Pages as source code
----

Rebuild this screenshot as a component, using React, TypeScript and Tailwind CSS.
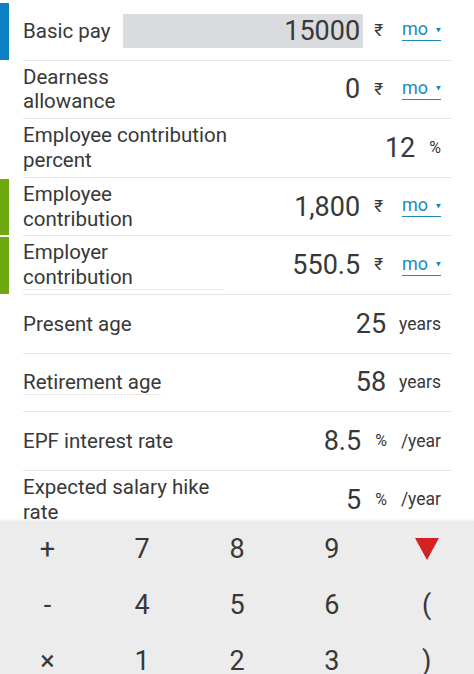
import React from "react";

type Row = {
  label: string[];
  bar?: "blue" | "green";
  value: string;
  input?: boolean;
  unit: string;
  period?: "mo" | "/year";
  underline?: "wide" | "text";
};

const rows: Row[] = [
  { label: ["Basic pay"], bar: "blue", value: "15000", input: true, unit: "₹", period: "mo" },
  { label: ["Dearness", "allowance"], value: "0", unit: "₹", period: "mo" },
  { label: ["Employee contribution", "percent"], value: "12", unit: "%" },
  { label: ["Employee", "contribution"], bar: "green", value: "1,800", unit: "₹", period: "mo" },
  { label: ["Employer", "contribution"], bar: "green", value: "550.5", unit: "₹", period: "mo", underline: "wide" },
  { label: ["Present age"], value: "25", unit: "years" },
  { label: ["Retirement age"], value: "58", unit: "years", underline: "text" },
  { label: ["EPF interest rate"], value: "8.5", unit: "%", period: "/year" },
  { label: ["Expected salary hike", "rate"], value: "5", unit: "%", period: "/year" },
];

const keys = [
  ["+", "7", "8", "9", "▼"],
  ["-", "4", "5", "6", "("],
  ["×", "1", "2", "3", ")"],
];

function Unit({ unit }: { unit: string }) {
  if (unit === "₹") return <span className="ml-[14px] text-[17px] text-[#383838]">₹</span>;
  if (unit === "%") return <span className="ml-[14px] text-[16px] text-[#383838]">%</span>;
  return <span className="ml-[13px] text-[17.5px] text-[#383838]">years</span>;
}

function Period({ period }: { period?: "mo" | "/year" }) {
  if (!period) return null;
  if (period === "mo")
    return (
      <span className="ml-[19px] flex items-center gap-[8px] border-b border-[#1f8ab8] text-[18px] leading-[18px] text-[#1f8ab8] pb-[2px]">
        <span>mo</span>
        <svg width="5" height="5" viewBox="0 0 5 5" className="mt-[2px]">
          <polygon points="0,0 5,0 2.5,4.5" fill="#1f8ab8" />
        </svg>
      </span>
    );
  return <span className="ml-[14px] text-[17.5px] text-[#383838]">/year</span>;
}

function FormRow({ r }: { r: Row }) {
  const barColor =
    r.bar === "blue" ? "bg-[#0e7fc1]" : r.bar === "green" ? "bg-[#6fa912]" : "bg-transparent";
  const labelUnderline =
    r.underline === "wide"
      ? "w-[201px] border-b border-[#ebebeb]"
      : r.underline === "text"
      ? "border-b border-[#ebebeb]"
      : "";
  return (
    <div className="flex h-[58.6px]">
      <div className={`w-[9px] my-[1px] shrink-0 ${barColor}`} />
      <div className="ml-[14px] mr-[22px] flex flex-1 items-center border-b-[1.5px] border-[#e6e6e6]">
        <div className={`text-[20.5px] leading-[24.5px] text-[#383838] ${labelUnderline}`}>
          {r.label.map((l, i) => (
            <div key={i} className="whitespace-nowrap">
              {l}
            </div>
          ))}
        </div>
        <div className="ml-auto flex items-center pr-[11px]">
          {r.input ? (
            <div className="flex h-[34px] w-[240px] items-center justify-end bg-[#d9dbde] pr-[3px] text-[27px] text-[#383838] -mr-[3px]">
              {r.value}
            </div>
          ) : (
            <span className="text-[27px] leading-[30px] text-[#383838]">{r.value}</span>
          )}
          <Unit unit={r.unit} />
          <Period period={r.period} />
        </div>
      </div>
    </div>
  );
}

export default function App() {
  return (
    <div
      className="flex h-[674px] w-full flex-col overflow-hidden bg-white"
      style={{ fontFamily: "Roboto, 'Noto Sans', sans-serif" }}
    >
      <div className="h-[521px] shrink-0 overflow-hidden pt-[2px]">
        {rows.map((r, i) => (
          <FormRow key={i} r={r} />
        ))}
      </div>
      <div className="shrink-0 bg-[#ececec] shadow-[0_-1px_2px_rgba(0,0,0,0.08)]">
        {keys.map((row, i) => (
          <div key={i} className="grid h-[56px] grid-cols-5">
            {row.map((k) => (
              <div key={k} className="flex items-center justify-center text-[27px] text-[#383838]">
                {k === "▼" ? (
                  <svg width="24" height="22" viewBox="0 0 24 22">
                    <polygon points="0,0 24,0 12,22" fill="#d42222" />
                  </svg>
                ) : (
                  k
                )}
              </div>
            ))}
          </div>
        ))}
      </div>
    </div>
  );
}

----

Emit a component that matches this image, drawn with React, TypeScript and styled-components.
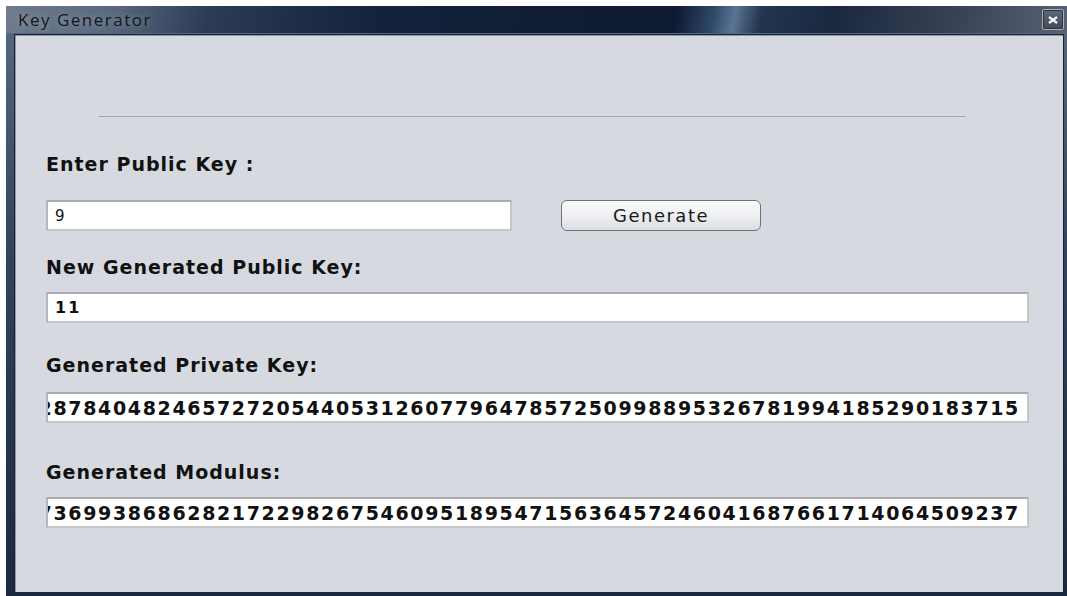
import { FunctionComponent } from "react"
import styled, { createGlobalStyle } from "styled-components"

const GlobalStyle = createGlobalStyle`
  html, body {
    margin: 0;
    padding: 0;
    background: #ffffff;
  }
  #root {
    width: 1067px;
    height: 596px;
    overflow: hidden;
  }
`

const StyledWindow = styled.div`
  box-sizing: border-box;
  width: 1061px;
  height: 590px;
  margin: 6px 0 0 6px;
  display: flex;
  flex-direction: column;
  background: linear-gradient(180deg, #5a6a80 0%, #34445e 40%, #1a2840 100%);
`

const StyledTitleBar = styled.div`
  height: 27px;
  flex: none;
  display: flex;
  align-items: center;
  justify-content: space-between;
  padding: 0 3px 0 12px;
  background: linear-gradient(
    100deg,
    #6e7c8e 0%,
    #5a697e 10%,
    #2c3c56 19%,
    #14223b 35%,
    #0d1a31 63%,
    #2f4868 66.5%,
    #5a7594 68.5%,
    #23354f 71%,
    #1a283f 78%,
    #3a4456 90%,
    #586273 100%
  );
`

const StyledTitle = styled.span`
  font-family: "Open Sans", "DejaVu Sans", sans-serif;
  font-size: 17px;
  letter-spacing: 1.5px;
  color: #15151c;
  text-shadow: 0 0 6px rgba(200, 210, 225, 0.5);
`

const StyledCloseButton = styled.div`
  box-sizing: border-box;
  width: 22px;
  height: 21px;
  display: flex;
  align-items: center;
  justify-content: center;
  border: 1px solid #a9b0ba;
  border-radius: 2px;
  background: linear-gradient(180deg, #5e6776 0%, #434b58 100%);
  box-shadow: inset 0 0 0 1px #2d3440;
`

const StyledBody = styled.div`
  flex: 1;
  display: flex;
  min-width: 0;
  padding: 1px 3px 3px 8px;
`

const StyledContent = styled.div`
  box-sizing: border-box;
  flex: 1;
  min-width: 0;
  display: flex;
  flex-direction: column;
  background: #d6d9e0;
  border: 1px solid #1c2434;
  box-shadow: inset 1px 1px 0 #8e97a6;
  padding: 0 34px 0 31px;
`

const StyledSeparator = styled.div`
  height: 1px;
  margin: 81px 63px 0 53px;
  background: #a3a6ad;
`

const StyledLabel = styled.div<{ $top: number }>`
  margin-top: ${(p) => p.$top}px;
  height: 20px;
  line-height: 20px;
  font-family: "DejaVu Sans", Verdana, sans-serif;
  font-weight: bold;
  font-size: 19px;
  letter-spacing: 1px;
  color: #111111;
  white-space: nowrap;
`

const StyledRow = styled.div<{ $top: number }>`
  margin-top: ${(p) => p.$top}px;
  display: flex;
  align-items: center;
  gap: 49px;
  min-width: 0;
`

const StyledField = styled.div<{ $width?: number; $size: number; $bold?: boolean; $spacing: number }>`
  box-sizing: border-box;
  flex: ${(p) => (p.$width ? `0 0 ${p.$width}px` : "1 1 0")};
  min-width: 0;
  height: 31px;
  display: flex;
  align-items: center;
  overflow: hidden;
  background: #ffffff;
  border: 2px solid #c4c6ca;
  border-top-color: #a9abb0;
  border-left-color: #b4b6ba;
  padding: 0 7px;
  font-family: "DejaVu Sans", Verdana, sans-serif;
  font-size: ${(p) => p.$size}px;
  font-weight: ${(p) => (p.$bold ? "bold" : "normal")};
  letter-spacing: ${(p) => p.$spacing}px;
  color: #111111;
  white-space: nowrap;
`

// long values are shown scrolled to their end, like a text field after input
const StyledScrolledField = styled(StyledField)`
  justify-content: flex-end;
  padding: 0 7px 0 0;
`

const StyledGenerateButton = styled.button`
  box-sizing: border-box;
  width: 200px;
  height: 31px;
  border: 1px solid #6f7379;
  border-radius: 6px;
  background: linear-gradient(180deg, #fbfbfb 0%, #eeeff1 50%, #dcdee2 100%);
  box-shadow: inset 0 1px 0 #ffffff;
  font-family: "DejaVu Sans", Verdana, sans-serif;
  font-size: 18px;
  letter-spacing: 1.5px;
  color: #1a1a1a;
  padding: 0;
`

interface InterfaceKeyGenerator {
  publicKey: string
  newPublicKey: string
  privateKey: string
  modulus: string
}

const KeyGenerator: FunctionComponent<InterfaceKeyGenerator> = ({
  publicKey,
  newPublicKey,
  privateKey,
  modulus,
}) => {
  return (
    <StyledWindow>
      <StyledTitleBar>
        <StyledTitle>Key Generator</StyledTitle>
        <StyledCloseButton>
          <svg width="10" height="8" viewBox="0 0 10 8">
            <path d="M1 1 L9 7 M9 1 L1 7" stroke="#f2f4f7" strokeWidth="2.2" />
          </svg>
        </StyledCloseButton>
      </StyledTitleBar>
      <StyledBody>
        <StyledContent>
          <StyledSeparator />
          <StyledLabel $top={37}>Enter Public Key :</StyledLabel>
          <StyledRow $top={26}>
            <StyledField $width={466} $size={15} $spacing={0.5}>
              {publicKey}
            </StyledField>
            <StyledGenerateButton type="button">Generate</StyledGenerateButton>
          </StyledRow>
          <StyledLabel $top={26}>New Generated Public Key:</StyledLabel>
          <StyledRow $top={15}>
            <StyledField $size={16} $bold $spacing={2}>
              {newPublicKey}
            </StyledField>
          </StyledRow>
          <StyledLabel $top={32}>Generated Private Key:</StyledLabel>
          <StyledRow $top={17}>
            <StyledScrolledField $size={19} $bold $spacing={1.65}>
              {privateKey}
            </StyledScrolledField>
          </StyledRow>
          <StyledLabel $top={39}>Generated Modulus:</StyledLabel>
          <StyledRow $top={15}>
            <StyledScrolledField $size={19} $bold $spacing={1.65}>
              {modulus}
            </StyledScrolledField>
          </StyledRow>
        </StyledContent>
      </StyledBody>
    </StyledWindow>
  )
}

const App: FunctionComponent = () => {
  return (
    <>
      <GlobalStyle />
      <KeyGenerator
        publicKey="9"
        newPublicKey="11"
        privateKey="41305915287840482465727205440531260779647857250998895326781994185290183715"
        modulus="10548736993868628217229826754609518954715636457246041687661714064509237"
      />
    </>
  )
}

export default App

----

Aim
Pick out the lines that contain "TypeScript" and copy them.

Completed exercise
Rebuild this screenshot as a component, using React, TypeScript and Tailwind CSS.
Emit a component that matches this image, drawn with React, TypeScript and styled-components.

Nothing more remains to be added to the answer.